From David Pescovitz’s “The Big Picture“:
Mobile researcher John Poisson, CEO of the Fours Initiative, focuses on how cameraphones could revolutionize photography and communication — if people would only start using them more.
As the leader of Sony Corporation’s mobile media research and design groups in Tokyo, John Poisson spent two years focused on how people use cameraphones, and why they don’t use them more often.
TheFeature: What have you learned over the course of your research?
Poisson: People think of the cameraphone as a more convenient tool for digital photography, an extension of the digital camera. That’s missing the mark. The mobile phone is a communications device. The minute you attach a camera to that, and give people the ability to share the content that they’re creating in real time, the dynamic changes significantly.
TheFeature: Aren’t providers already developing applications to take advantage of that shift?

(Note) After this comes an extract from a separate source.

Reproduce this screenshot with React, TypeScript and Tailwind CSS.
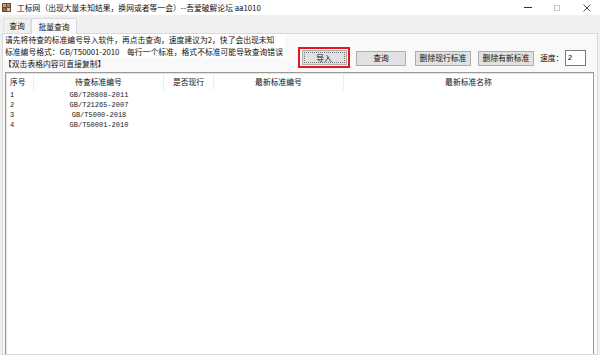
import React from 'react';

const rows = ['GB/T20808-2011', 'GB/T21265-2007', 'GB/T5000-2018', 'GB/T50001-2010'];

function AppIcon() {
  return (
    <svg width="9" height="9" viewBox="0 0 9 9" className="block">
      <rect x="0" y="0" width="9" height="9" fill="#6b4a2e" />
      <rect x="1" y="1" width="3" height="3" fill="#c9a46a" />
      <rect x="5" y="1" width="3" height="3" fill="#8a8a8a" />
      <rect x="1" y="5" width="3" height="3" fill="#9c6b3c" />
      <rect x="5" y="5" width="3" height="3" fill="#d9c7a1" />
    </svg>
  );
}

function WinButton({ label, w }: { label: string; w: string }) {
  return (
    <div className={`${w} h-[15px] flex items-center justify-center bg-[#e1e1e1] border border-[#adadad] text-[7.8px] leading-none`}>
      {label}
    </div>
  );
}

export default function App() {
  return (
    <div className="w-[600px] h-[355px] overflow-hidden flex flex-col bg-[#f0f0f0] text-[#111] font-['Noto_Sans_CJK_SC',sans-serif]">
      {/* Title bar */}
      <div className="h-[15px] shrink-0 bg-white flex items-center">
        <div className="ml-[2px]"><AppIcon /></div>
        <span className="ml-[6px] text-[7.8px] leading-none whitespace-nowrap">工标网（出现大量未知结果，换网或者等一会）--吾爱破解论坛 aa1010</span>
        <div className="ml-auto flex items-center h-full">
          <div className="w-[8px] h-px bg-[#333] mr-[22px]" />
          <div className="w-[6px] h-[6px] border border-[#c8c8c8] mr-[23px]" />
          <svg width="8" height="8" viewBox="0 0 8 8" className="mr-[9px]">
            <path d="M0.5 0.5L7.5 7.5M7.5 0.5L0.5 7.5" stroke="#333" strokeWidth="0.9" />
          </svg>
        </div>
      </div>

      {/* Tabs */}
      <div className="h-[18px] shrink-0 flex items-end pl-[3px] relative z-10">
        <div className="w-[28px] h-[14px] mb-px flex items-center justify-center text-[7.8px] leading-none border border-b-0 border-[#e0e0e0] bg-[#f0f0f0]">查询</div>
        <div className="w-[46px] h-[16px] -mb-px flex items-center justify-center text-[7.8px] leading-none border border-b-0 border-[#d9d9d9] bg-[#f9f9f9]">批量查询</div>
      </div>

      {/* Tab page */}
      <div className="flex-1 mx-[2px] border border-[#d9d9d9] bg-[#f9f9f9] flex flex-col">
        <div className="flex">
          <div className="w-[295px] shrink-0 pl-[1px] flex flex-col text-[7.8px] leading-[12px]">
            <div className="w-[281px] h-[12px] bg-white whitespace-nowrap pl-[1px]">请先将待查的标准编号导入软件，再点击查询，速度建议为2，快了会出现未知</div>
            <div className="w-[281px] h-[12px] bg-white whitespace-nowrap pl-[1px] flex">
              <span className="w-[122px] shrink-0">标准编号格式：GB/T50001-2010</span>
              <span>每行一个标准，格式不标准可能导致查询错误</span>
            </div>
            <div className="h-[12px] whitespace-nowrap">【双击表格内容可直接复制】</div>
          </div>
          <div className="self-end mb-[2px] flex items-center">
            <div className="w-[52px] h-[21px] border-2 border-[#e8141c] flex items-center justify-center">
              <div className="w-[45px] h-[15px] flex items-center justify-center bg-[#e1e1e1] border border-[#adadad] outline outline-1 outline-dotted outline-[#777] -outline-offset-[3px] text-[7.8px] leading-none">导入</div>
            </div>
            <div className="ml-[6px] mt-[1px]"><WinButton label="查询" w="w-[50px]" /></div>
            <div className="ml-[9px] mt-[1px]"><WinButton label="删除现行标准" w="w-[56px]" /></div>
            <div className="ml-[7px] mt-[1px]"><WinButton label="删除有新标准" w="w-[56px]" /></div>
            <span className="ml-[6px] text-[7.8px] leading-none">速度：</span>
            <div className="ml-[2px] w-[21px] h-[16px] bg-white border border-[#7a7a7a] text-[8px] leading-[14px] pl-[1px] font-['Liberation_Mono',monospace]">2</div>
          </div>
        </div>

        {/* Table */}
        <div className="flex-1 mt-[2px] ml-[2px] mr-[3px] bg-white border border-[#9a9a9a] border-b-0 shadow-[inset_1px_1px_0_#e3e3e3]">
          <div className="h-[17px] flex text-[7.8px] leading-none">
            <div className="w-[28px] pl-[4px] flex items-center border-r border-[#ececec]">序号</div>
            <div className="w-[130px] flex items-center justify-center border-r border-[#ececec]">待查标准编号</div>
            <div className="w-[50px] flex items-center justify-center border-r border-[#ececec]">是否现行</div>
            <div className="w-[130px] flex items-center justify-center border-r border-[#ececec]">最新标准编号</div>
            <div className="flex-1 flex items-center justify-center">最新标准名称</div>
          </div>
          {rows.map((r, i) => (
            <div key={r} className="h-[10px] flex text-[7px] leading-[10px] font-['Liberation_Mono',monospace] text-[#222]">
              <div className="w-[28px] pl-[4px]">{i + 1}</div>
              <div className="w-[130px] text-center">{r}</div>
            </div>
          ))}
        </div>
      </div>
    </div>
  );
}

Poisson: Well, we have things like the ability to moblog, to publish pictures to a blog, which is not necessarily the most relevant model to consumers. Those tools are developed by people who understand blogging and apply it in their daily lives. But it ignores the trend that we and Mimi Ito and others are seeing as part of the evolution of photography. If you look at the way people have (historically) used cameras, it started off with portraiture and photographs of record — formalized photographs with a capital “P.” Then as the technology evolved, we had this notion of something called a snapshot, which is much more informal. People could take a higher number of pictures with not so much concern over composition. It was more about capturing an experience than photographing something. The limit of that path was the Polaroid. It was about taking the picture and sharing it instantly. What we have today is the ability to create today is a kind of distributed digital manifestation of that process.